A recent paper published in the journal Nature points to a “superdeep” diamond recovered in Kankan, Guinea, as the messenger of new information on plate tectonics, the geological processes that give rise to mountains, oceans and continents.
One of the inclusions found in the diamond was a very pure example of the mineral olivine, a variety of which is more commonly known as the gemstone peridot. Most olivine found on our planet has some iron in it, so the purity of this olivine speaks to the unique conditions under which it was formed.
The olivine’s purity, as well as some of the other minerals that were inclusions in the gemstone, indicate a far deeper origin than usual for a diamond, between what’s called the transition zone and the lower mantle zone—420 kilometres to 660 kilometres beneath earth’s surface. It also shows that the environment between these zones has an extremely variable oxygen content.

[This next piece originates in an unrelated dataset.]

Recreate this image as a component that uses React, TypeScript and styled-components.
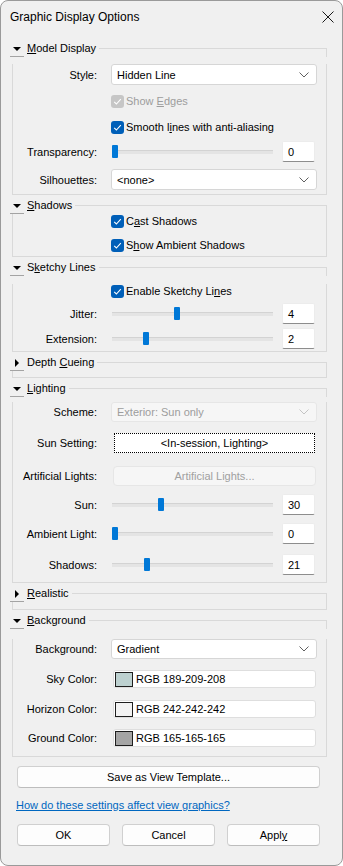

“To make this extreme composition [of olivine] and the overall mineral assemblage that we’ve got, the only way of doing that is to have a very deeply subducted oceanic plate or slab that goes down into the mantle, so you’re essentially pushing material from the surface of the earth into the depths of the earth,” Graham Pearson, study co-author and director of the Diamond Exploration and Research Training School at the University of Alberta, said in a media statement.
“You get huge gradients in oxygen activity when you do that, and these big gradients are very conducive to driving extreme variations in the composition of minerals,” he noted.
An understanding of these oxygen gradients helps explain how plate tectonics brings volatile elements back up into the mantle, and can also offer clues to how superdeep diamonds are formed—knowledge that can’t be gained any other way.
“You can see oceanic slabs descending into the earth in seismic images, but you don’t have any idea of the detailed structures they develop, or the mechanisms and chemistry going on in those slabs,” Pearson said. “These diamonds provide a unique trace of that detailed chemical evolution as the slab’s going down.”
As researchers gain more insight into the movement of those slabs into the mantle, called subduction, they can better understand plate tectonics.
“Subduction drives the whole of plate tectonics. If you don’t understand the details of subduction, that limits your understanding of how plate tectonics work,” the scientist said
Superdeep diamonds, which originate from depths of more than 300 kilometres below earth’s surface, are a treasure trove of scientific information because diamonds are uniquely able to preserve information about where they’re formed, including many of the physical and chemical processes that occurred during their formation.
Most other minerals lose much of that information by the time they make their way to the surface but, as Pearson explained, diamonds act almost as time capsules.
“There are many things at the surface of the earth that can only be explained by processes happening at deep depths,” he pointed out. “If you want to explain things you see at the surface—whether it’s economic mineralization, surface uplift or subsidence phenomena related to oil-bearing basins—you need an understanding of the structure, mechanics and properties of the deep earth. Diamond is uniquely able to bolster that understanding.”